Unraveling Ambiguous NAT2 Genotyping Data (Brief Communications‪)‬

The arylamine N-acetyltransferase 2 (NAT2 [5]; E.C. 2.3.1.5) is a polymorphic enzyme involved in the metabolism of drugs and aromatic amines. About 50% of white individuals are classified as slow acetylators, and these individuals show impaired metabolism of many therapeutically useful arylamine and hydrazine drugs (1). In patients with tuberculosis who receive isoniazid, determination of the N-acetyltransferase 2 (arylamine N-acetyltransferase) (NAT2) genotype or phenotype has been proposed as a method for predicting adverse reactions as well as before the concomitant administration of drug combinations such as procainamide-phenytoin or doxycycline-rifampin (1-3). In addition, the NAT2 polymorphism modulates the risk for the development of bladder (4, 5) and liver cancer (6).

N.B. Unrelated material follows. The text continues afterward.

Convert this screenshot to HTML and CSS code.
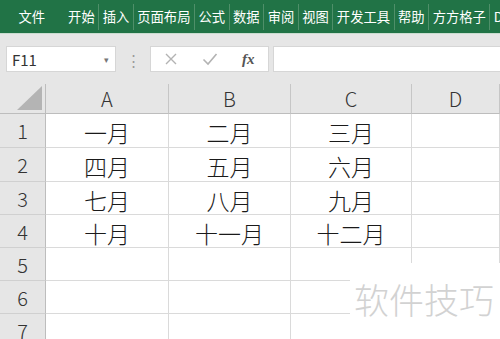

Diverse NAT2 genotyping methods have been developed, including amplification-restriction (7) and allele-specific methods (8), real-time PCR (9), and high-throughput microarrays (10). All of these genotyping methods simultaneously analyze 2 alleles (i.e., the paternal and the maternal allele). This characteristic is a major source of uncertainty in the case of NAT2 analysis, because 2 or more enzyme-inactivating mutations can be located in 1 allele, leaving the other allele intact, or the mutations can be distributed between the 2 alleles, leading to a lack of functional NAT2 alleles (1, 5). In fact, rather than indicating real genotypes, most genotyping method results indicate the sum of 2 haplotypes (diplotypes), and many such diplotypes can represent different genotypes with different functional consequences. This fact, together with the increasing importance of haplotypes in association studies (11), makes it necessary to determine specific haplotype combinations.